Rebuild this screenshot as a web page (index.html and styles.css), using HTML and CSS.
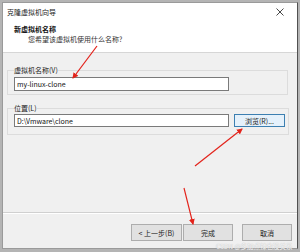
FILE: index.html
```html
<!DOCTYPE html>
<html lang="zh-CN">
<head>
  <meta charset="UTF-8" />
  <meta name="viewport" content="width=device-width, initial-scale=1.0"/>
  <title>克隆虚拟机向导</title>
  <link rel="stylesheet" href="styles.css">
</head>
<body>
  <div class="window">
    <div class="titlebar">
      <span class="title">克隆虚拟机向导</span>
      <svg class="close" width="8" height="8" viewBox="0 0 8 8">
        <path d="M0.5 0.5 L7.5 7.5 M7.5 0.5 L0.5 7.5" stroke="#333" stroke-width="0.9" fill="none"/>
      </svg>
    </div>

    <div class="header">
      <h2>新虚拟机名称</h2>
      <p>您希望该虚拟机使用什么名称?</p>
    </div>

    <div class="content">
      <fieldset class="group">
        <legend>虚拟机名称(V)</legend>
        <div class="row">
          <input class="field" type="text" value="my-linux-clone" />
        </div>
      </fieldset>

      <fieldset class="group group-loc">
        <legend>位置(L)</legend>
        <div class="row">
          <input class="field" type="text" value="D:\Vmware\clone" />
          <button class="btn btn-browse">浏览(R)...</button>
        </div>
      </fieldset>
    </div>

    <div class="footer">
      <button class="btn">&lt; 上一步(B)</button>
      <button class="btn btn-finish">完成</button>
      <button class="btn btn-cancel">取消</button>
    </div>
  </div>

  <svg class="arrows" width="300" height="252" viewBox="0 0 300 252">
    <defs>
      <marker id="head" markerWidth="6" markerHeight="6" refX="5" refY="3" orient="auto" markerUnits="userSpaceOnUse">
        <path d="M0 0 L6 3 L0 6 Z" fill="#e3231b"/>
      </marker>
    </defs>
    <line x1="97" y1="46" x2="73" y2="78" stroke="#e3231b" stroke-width="1.2" marker-end="url(#head)"/>
    <line x1="195" y1="166" x2="242" y2="129" stroke="#e3231b" stroke-width="1.2" marker-end="url(#head)"/>
    <line x1="184" y1="188" x2="193" y2="224" stroke="#e3231b" stroke-width="1.2" marker-end="url(#head)"/>
  </svg>

  <div class="watermark">CSDN @多加点辣也没关系</div>
</body>
</html>
```

FILE: styles.css
```css
* {
  margin: 0;
  padding: 0;
  box-sizing: border-box;
  font-family: "Noto Sans CJK SC", "Noto Sans", sans-serif;
}

html, body {
  width: 300px;
  height: 252px;
  overflow: hidden;
}

body {
  background: #b4b4b4;
  padding: 2px 2px 3px 2px;
  position: relative;
}

.window {
  width: 296px;
  height: 247px;
  background: #f0f0f0;
  border: 1px solid #9a9a9a;
  border-right-color: #505050;
  display: flex;
  flex-direction: column;
}

.titlebar {
  height: 17px;
  background: #fff;
  display: flex;
  align-items: center;
  justify-content: space-between;
  padding: 0 13px 0 4px;
}

.title {
  font-size: 7px;
  color: #222;
  line-height: 10px;
}

.header {
  background: #fff;
  height: 33px;
  padding: 4px 0 0 11px;
  border-bottom: 1px solid #d6d6d6;
}

.header h2 {
  font-size: 7px;
  font-weight: bold;
  color: #111;
  line-height: 10px;
}

.header p {
  font-size: 7px;
  color: #333;
  line-height: 10px;
  padding-left: 14px;
}

.content {
  flex: 1;
  padding: 12px 9px 0 4px;
}

.group {
  border: 1px solid #dcdcdc;
  padding: 0 3px 3px 6px;
}

.group legend {
  font-size: 7px;
  line-height: 10px;
  color: #222;
  padding: 0;
}

.group-loc {
  margin-top: 8px;
  padding-bottom: 7px;
}

.row {
  display: flex;
  align-items: center;
  margin-top: 2px;
}

.group-loc .row {
  margin-top: 1px;
}

.field {
  width: 215px;
  height: 14px;
  border: 1px solid #7a7a7a;
  background: #fff;
  font-size: 7px;
  color: #111;
  padding: 0 2px;
  outline: none;
}

.group-loc .field {
  height: 13px;
}

.btn {
  width: 51px;
  height: 17px;
  background: #e1e1e1;
  border: 1px solid #adadad;
  font-size: 7px;
  color: #222;
}

.btn-browse {
  margin-left: 5px;
  height: 13px;
  border-color: #3c7fb1;
  background: #e5f1fb;
}

.footer {
  height: 36px;
  border-top: 1px solid #d0d0d0;
  box-shadow: inset 0 1px 0 #fff;
  display: flex;
  justify-content: flex-end;
  padding: 11px 5px 0 0;
}

.btn-finish {
  width: 50px;
  margin-left: 1px;
}

.btn-cancel {
  width: 50px;
  margin-left: 9px;
}

.arrows {
  position: absolute;
  left: 0;
  top: 0;
}

.watermark {
  position: absolute;
  left: 216px;
  top: 242px;
  font-size: 6.5px;
  line-height: 9px;
  color: #f6f6f6;
  text-shadow: 0 0 1px #aaa;
}
```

::::

◆ **PROBLEM DESCRIPTION**
Restate the data above exactly, stripping out each image.

◆ **WORKED SOLUTION**
Rebuild this screenshot as a web page (index.html and styles.css), using HTML and CSS.
FILE: index.html
```html
<!DOCTYPE html>
<html lang="zh-CN">
<head>
  <meta charset="UTF-8" />
  <meta name="viewport" content="width=device-width, initial-scale=1.0"/>
  <title>克隆虚拟机向导</title>
  <link rel="stylesheet" href="styles.css">
</head>
<body>
  <div class="window">
    <div class="titlebar">
      <span class="title">克隆虚拟机向导</span>
      <svg class="close" width="8" height="8" viewBox="0 0 8 8">
        <path d="M0.5 0.5 L7.5 7.5 M7.5 0.5 L0.5 7.5" stroke="#333" stroke-width="0.9" fill="none"/>
      </svg>
    </div>

    <div class="header">
      <h2>新虚拟机名称</h2>
      <p>您希望该虚拟机使用什么名称?</p>
    </div>

    <div class="content">
      <fieldset class="group">
        <legend>虚拟机名称(V)</legend>
        <div class="row">
          <input class="field" type="text" value="my-linux-clone" />
        </div>
      </fieldset>

      <fieldset class="group group-loc">
        <legend>位置(L)</legend>
        <div class="row">
          <input class="field" type="text" value="D:\Vmware\clone" />
          <button class="btn btn-browse">浏览(R)...</button>
        </div>
      </fieldset>
    </div>

    <div class="footer">
      <button class="btn">&lt; 上一步(B)</button>
      <button class="btn btn-finish">完成</button>
      <button class="btn btn-cancel">取消</button>
    </div>
  </div>

  <svg class="arrows" width="300" height="252" viewBox="0 0 300 252">
    <defs>
      <marker id="head" markerWidth="6" markerHeight="6" refX="5" refY="3" orient="auto" markerUnits="userSpaceOnUse">
        <path d="M0 0 L6 3 L0 6 Z" fill="#e3231b"/>
      </marker>
    </defs>
    <line x1="97" y1="46" x2="73" y2="78" stroke="#e3231b" stroke-width="1.2" marker-end="url(#head)"/>
    <line x1="195" y1="166" x2="242" y2="129" stroke="#e3231b" stroke-width="1.2" marker-end="url(#head)"/>
    <line x1="184" y1="188" x2="193" y2="224" stroke="#e3231b" stroke-width="1.2" marker-end="url(#head)"/>
  </svg>

  <div class="watermark">CSDN @多加点辣也没关系</div>
</body>
</html>
```

FILE: styles.css
```css
* {
  margin: 0;
  padding: 0;
  box-sizing: border-box;
  font-family: "Noto Sans CJK SC", "Noto Sans", sans-serif;
}

html, body {
  width: 300px;
  height: 252px;
  overflow: hidden;
}

body {
  background: #b4b4b4;
  padding: 2px 2px 3px 2px;
  position: relative;
}

.window {
  width: 296px;
  height: 247px;
  background: #f0f0f0;
  border: 1px solid #9a9a9a;
  border-right-color: #505050;
  display: flex;
  flex-direction: column;
}

.titlebar {
  height: 17px;
  background: #fff;
  display: flex;
  align-items: center;
  justify-content: space-between;
  padding: 0 13px 0 4px;
}

.title {
  font-size: 7px;
  color: #222;
  line-height: 10px;
}

.header {
  background: #fff;
  height: 33px;
  padding: 4px 0 0 11px;
  border-bottom: 1px solid #d6d6d6;
}

.header h2 {
  font-size: 7px;
  font-weight: bold;
  color: #111;
  line-height: 10px;
}

.header p {
  font-size: 7px;
  color: #333;
  line-height: 10px;
  padding-left: 14px;
}

.content {
  flex: 1;
  padding: 12px 9px 0 4px;
}

.group {
  border: 1px solid #dcdcdc;
  padding: 0 3px 3px 6px;
}

.group legend {
  font-size: 7px;
  line-height: 10px;
  color: #222;
  padding: 0;
}

.group-loc {
  margin-top: 8px;
  padding-bottom: 7px;
}

.row {
  display: flex;
  align-items: center;
  margin-top: 2px;
}

.group-loc .row {
  margin-top: 1px;
}

.field {
  width: 215px;
  height: 14px;
  border: 1px solid #7a7a7a;
  background: #fff;
  font-size: 7px;
  color: #111;
  padding: 0 2px;
  outline: none;
}

.group-loc .field {
  height: 13px;
}

.btn {
  width: 51px;
  height: 17px;
  background: #e1e1e1;
  border: 1px solid #adadad;
  font-size: 7px;
  color: #222;
}

.btn-browse {
  margin-left: 5px;
  height: 13px;
  border-color: #3c7fb1;
  background: #e5f1fb;
}

.footer {
  height: 36px;
  border-top: 1px solid #d0d0d0;
  box-shadow: inset 0 1px 0 #fff;
  display: flex;
  justify-content: flex-end;
  padding: 11px 5px 0 0;
}

.btn-finish {
  width: 50px;
  margin-left: 1px;
}

.btn-cancel {
  width: 50px;
  margin-left: 9px;
}

.arrows {
  position: absolute;
  left: 0;
  top: 0;
}

.watermark {
  position: absolute;
  left: 216px;
  top: 242px;
  font-size: 6.5px;
  line-height: 9px;
  color: #f6f6f6;
  text-shadow: 0 0 1px #aaa;
}
```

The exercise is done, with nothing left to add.